A: First Ramsey must prove he’s capable of saving the season — a big unknown. His rating was 52.8 yesterday and it could have been a lot worse if the Bengals defense didn’t get a case of the butterfingers. It would have been nice for the move to have come at the bye week, when the offense could have been tweaked to Ramsey. But ultimately there’s something to be said for commitment to one quarterback.

Q: Will Gibbs show the same commitment to Ramsey?

A: Great question. Based on Gibbs’ actions with Brunell starting, Ramsey should get the second half of the year to show what he can do.

Q: And where does Brunell go now? Acapulco? Disney World? TGI Friday’s to drain his sorrows in a flat Budweiser?

A: Try back to the drawing board. First, Brunell might be able to do some genuine self-evaluation now that he’s not scrambling to save his job. Second, the kid has a history of getting the tar kicked out of him. Corey Simon could snarf down a Ramsey sandwich next weekend and force Brunell back on the field. One thing does bear mentioning: Brunell handled the past month or so like a pro. Few people could have kept their composure so well in the face of such widespread criticism.

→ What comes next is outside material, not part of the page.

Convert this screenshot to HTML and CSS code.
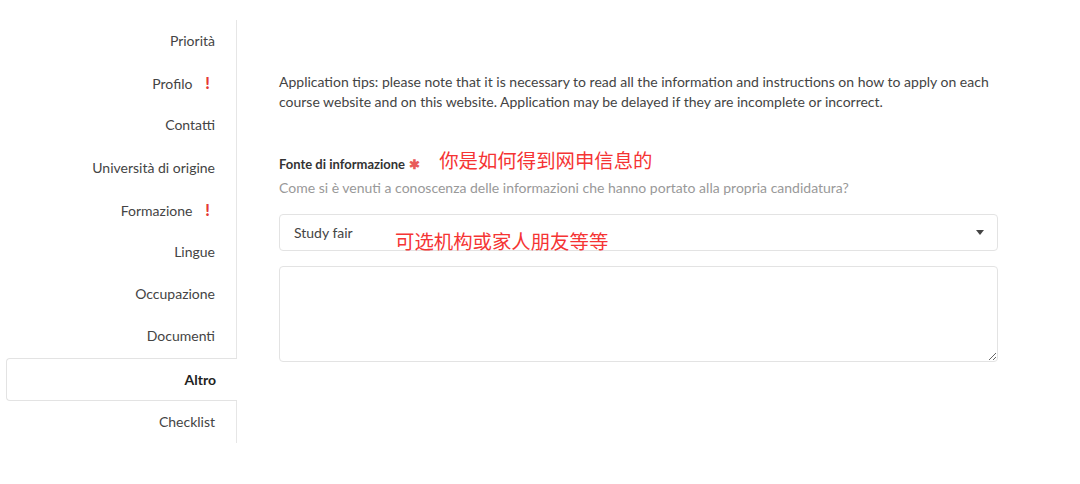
FILE: index.html
```html
<!DOCTYPE html>
<html lang="it">
<head>
    <meta charset="UTF-8">
    <meta name="viewport" content="width=device-width, initial-scale=1.0">
    <title>Altro</title>
    <link rel="stylesheet" href="styles.css">
</head>
<body>
    <div class="page">
        <ul class="steps">
            <li>Priorità</li>
            <li>Profilo <span class="alert">!</span></li>
            <li>Contatti</li>
            <li>Università di origine</li>
            <li>Formazione <span class="alert">!</span></li>
            <li>Lingue</li>
            <li>Occupazione</li>
            <li>Documenti</li>
            <li class="active">Altro</li>
            <li>Checklist</li>
        </ul>

        <div class="content">
            <p class="tips">Application tips: please note that it is necessary to read all the information and instructions on how to apply on each course website and on this website. Application may be delayed if they are incomplete or incorrect.</p>

            <div class="field">
                <label class="field-label">Fonte di informazione <span class="required">&#10033;</span><span class="note note-inline">你是如何得到网申信息的</span></label>
                <div class="help">Come si è venuti a conoscenza delle informazioni che hanno portato alla propria candidatura?</div>

                <div class="select-wrap">
                    <div class="select">
                        <span>Study fair</span>
                        <span class="caret"></span>
                    </div>
                    <span class="note note-over">可选机构或家人朋友等等</span>
                </div>

                <textarea class="textarea"></textarea>
            </div>
        </div>
    </div>
</body>
</html>
```

FILE: styles.css
```css
body {
    margin: 0;
    background-color: #fff;
    font-family: Lato, "Noto Sans", sans-serif;
    color: #444;
}

.page {
    display: flex;
    align-items: flex-start;
    padding-top: 20px;
}

.steps {
    list-style: none;
    margin: 0;
    padding: 0;
    width: 236px;
    border-right: 1px solid #e6e6e6;
}

.steps li {
    height: 42.2px;
    line-height: 42px;
    padding-right: 21px;
    text-align: right;
    font-size: 14px;
    color: #444;
    box-sizing: border-box;
}

.steps .alert {
    display: inline-block;
    width: 5px;
    margin-left: 9px;
    margin-right: 5px;
    text-align: center;
    color: #e53935;
    font-weight: 900;
    font-size: 16px;
}

.steps .active {
    height: 43px;
    margin-left: 6px;
    margin-right: -1px;
    background-color: #fff;
    border: 1px solid #e3e3e3;
    border-right: none;
    border-radius: 4px 0 0 4px;
    line-height: 41px;
    padding-right: 21px;
    font-weight: bold;
    color: #222;
}

.content {
    margin-left: 42px;
    width: 719px;
    padding-top: 52px;
}

.tips {
    margin: 0;
    font-size: 14px;
    line-height: 20px;
    color: #444;
}

.field {
    margin-top: 38px;
}

.field-label {
    display: block;
    font-size: 13px;
    font-weight: bold;
    color: #333;
    line-height: 22px;
}

.required {
    color: #e85a5a;
    font-size: 13px;
    margin-left: 1px;
}

.note {
    font-family: "Noto Sans CJK SC", sans-serif;
    font-size: 19.4px;
    font-weight: normal;
    color: #f53434;
}

.note-inline {
    margin-left: 19px;
    position: relative;
    top: -1px;
}

.help {
    margin-top: 3px;
    font-size: 14px;
    line-height: 20px;
    color: #999;
}

.select-wrap {
    position: relative;
    margin-top: 16px;
}

.select {
    display: flex;
    justify-content: space-between;
    align-items: center;
    height: 37px;
    padding: 0 13px 0 14px;
    border: 1px solid #e3e3e3;
    border-radius: 4px;
    box-sizing: border-box;
    font-size: 14px;
    color: #444;
}

.caret {
    width: 0;
    height: 0;
    border-left: 4px solid transparent;
    border-right: 4px solid transparent;
    border-top: 5px solid #444;
}

.note-over {
    position: absolute;
    left: 116px;
    top: 12px;
}

.textarea {
    display: block;
    width: 100%;
    height: 96px;
    margin-top: 15px;
    border: 1px solid #e3e3e3;
    border-radius: 4px;
    box-sizing: border-box;
    resize: vertical;
    font-family: Lato, sans-serif;
}
```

Q: What about Marvin Lewis? How bad did he want the win over Washington?

A: Not as bad as he wanted to convince everyone that he wasn’t looking to leave the Redskins in 2002. Don’t buy that one. Lewis was a rent-a-coordinator from late November on, when the Michigan State rumors started flying. Particularly given the NFL’s push for minority hirings that year, it was widely accepted that Lewis was headed out of town. As for yesterday’s win, it was an important step for a young team trying to finish .500 or better. As Washington is about to find out, rallying from 3-6 is a tough task.

Q: Carson Palmer was lights-out in the first half. How does he rank among the NFL’s young quarterbacks?

A: Too early to say whether he’s a better prospect than Houston’s David Carr, Jacksonville’s Byron Leftwich or the Giants’ Eli Manning. Carr probably would be the best choice from that group. Obviously New England’s Tom Brady is a man among boys, and Pittsburgh’s Ben Roethlisberger might be the NFL’s hottest young prospect. Lewis is doing a smart thing in baptizing Palmer by fire — the dividends will pay off next year when Cincinnati, provided it can land a couple free agents on defense, makes a move toward the playoffs.

Q: What took Gibbs so long to get Darnerien McCants the ball? D-Mac had two big catches.

A: Here’s the trouble: wide receivers who don’t start and don’t play special teams just ain’t gonna get on the 45-man gameday roster. Do the math — 22 spots go to starters, plus three specialists. That leaves 20 extra guys, and there’s eight position groups to back up and special teams to consider. McCants, though, needs to be on the field, especially now that Ramsey is the quarterback. Who should be voted off the island? We’d make a plug for wildly inconsistent Rod Gardner.

Q: OK, how does this season end? Do we even beat Spur-dog’s five wins?

A: The next two weeks — at Philly, at Pittsburgh — are almost guaranteed losses. And that would leave Washington 3-8 and likely struggling to stay unified. The odds of a total collapse don’t seem high, given the character this team has shown to date, but even five wins will be a challenge.